Acabo de ser abuelo, abuelo neonato. Y había olvidado lo que era un bebé, hijo de mi hijo. Bueno, de mi hija, en este caso.

Mi análisis es claro, casi rotundo. Un bebé es un marranazo tremendo, cuya principal diversión consiste en orinar y defecar, a la menor oportunidad, sobre sus prójimos, es decir, sobre todo aquel que se sitúe en sus proximidades.

Como decían mis profes, los hermanos maristas -qué cacao mental tenían, los pobres, allá por los años setenta- el bebé no es egoísta sino egocentrista, lo cual, a un adolescente, como yo era en el momento de autos, le recordaba las sutiles diferencias que intentaban inculcarnos, con poco éxito, entre erotismo y pornografía y que a mí tanto me costaba desentrañar.

Lo dicho, mi nieto es un guarrazo pendiente de que los demás, especialmente sus padres, trabajen y velen por él, no él por nadie. Es un egoísta de tomo y lomo y así debe ser.

Ahora bien, mi nieto, dos semanas de vida fuera del seno materno, no capta los sonidos correctamente, no ve, no razona, jamás escribiría un editorial de El Mundo (espero que tampoco lo haga de adulto) pero, eso sí, capta el cariño a la perfección, lo busca y anhela. Es, como todos los bebés, un mimoso de mucho cuidado.
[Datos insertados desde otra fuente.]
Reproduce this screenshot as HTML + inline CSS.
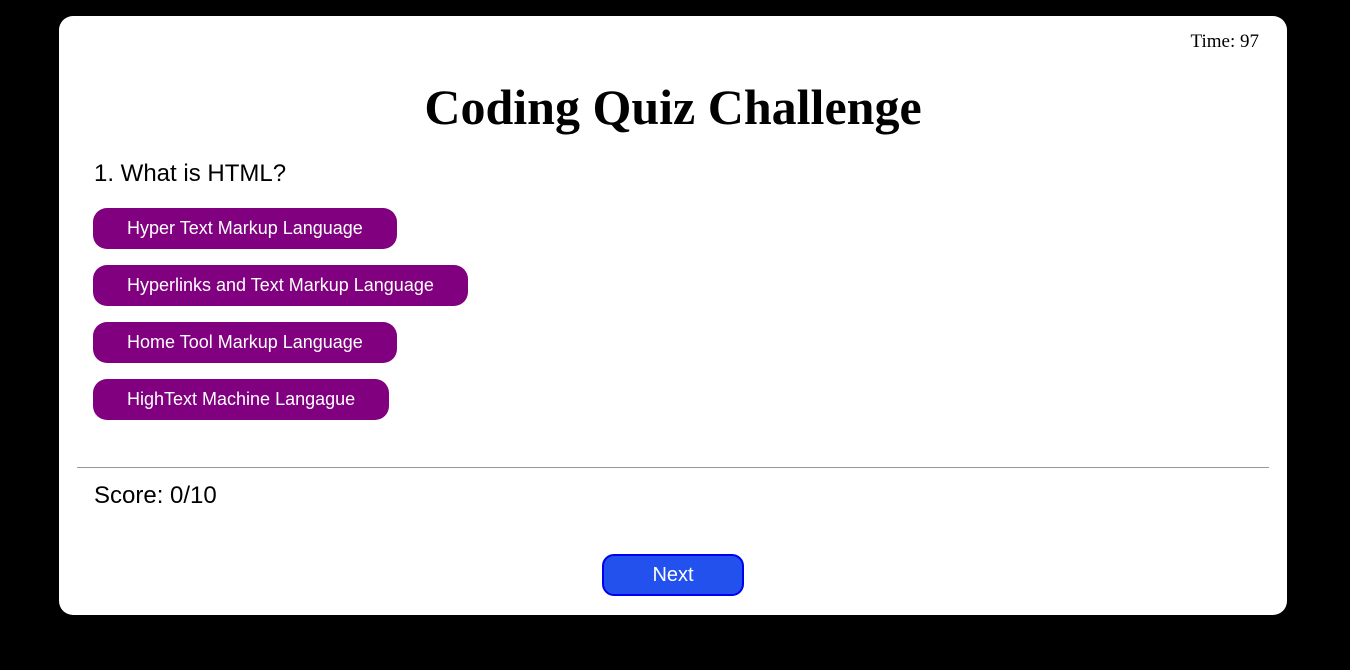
<!DOCTYPE html>
<html><head><style>
html,body{margin:0;padding:0;background:#000;width:1350px;height:670px;overflow:hidden}
.card{position:absolute;left:59px;top:16px;width:1228px;height:599px;background:#fff;border-radius:14px}
.time{position:absolute;right:28px;top:15px;font:19px "Liberation Serif",serif;color:#000}
h1{position:absolute;left:0;right:0;top:62px;margin:0;text-align:center;font:bold 50px "Liberation Serif",serif;color:#000;padding-left:0}
.q{position:absolute;left:35px;top:144px;font:24px "Liberation Sans",sans-serif}
.b{position:absolute;left:34px;height:41px;border-radius:14px;background:#800080;color:#fff;font:18px "Liberation Sans",sans-serif;line-height:41px;box-sizing:border-box;padding-left:34px}
hr{position:absolute;left:18px;top:451px;width:1192px;margin:0;border:0;border-top:1px solid #999}
.s{position:absolute;left:35px;top:466px;font:24px "Liberation Sans",sans-serif}
.n{position:absolute;left:543px;top:538px;width:142px;height:42px;box-sizing:border-box;border:2px solid #0000ee;border-radius:12px;background:#2251ee;color:#fff;font:20px "Liberation Sans",sans-serif;text-align:center;line-height:38px}
</style></head><body>
<div class="card">
<div class="time">Time: 97</div>
<h1>Coding Quiz Challenge</h1>
<div class="q">1. What is HTML?</div>
<div class="b" style="top:192px;width:304px">Hyper Text Markup Language</div>
<div class="b" style="top:249px;width:375px">Hyperlinks and Text Markup Language</div>
<div class="b" style="top:306px;width:304px">Home Tool Markup Language</div>
<div class="b" style="top:363px;width:296px">HighText Machine Langague</div>
<hr>
<div class="s">Score: 0/10</div>
<div class="n">Next</div>
</div>
</body></html>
Ojo, mi nieto, y el resto de recién nacidos, no dan cariño pero lo inducen. Cuando uno contempla un recién nacido comprende la barbaridad del aborto (¿cómo puede matar a su propio hijo) y comprende por qué a hombres recios, bien templados, y a mujeres de entereza colosal, se les cae la baba por ambas comisuras.

Mi nieto no da cariño, pero lo induce. Por eso digo que la paternidad es lo más parecido al amor de Dios por el hombre. El primero no necesita para nada al segundo pero el hombre puede inducir, con su fragilidad, el amor de Dios. Amor que le llevó a la cruz.

Como mi nieto, Cristo sólo busca que el hombre acepte su cariño. Y mi nieto acepta el cariño de sus padres sin hacerse de rogar. Aunque luego orine sobre sus amantes progenitores con gran entusiasmo. Y sobre su abuelo, el muy bandido.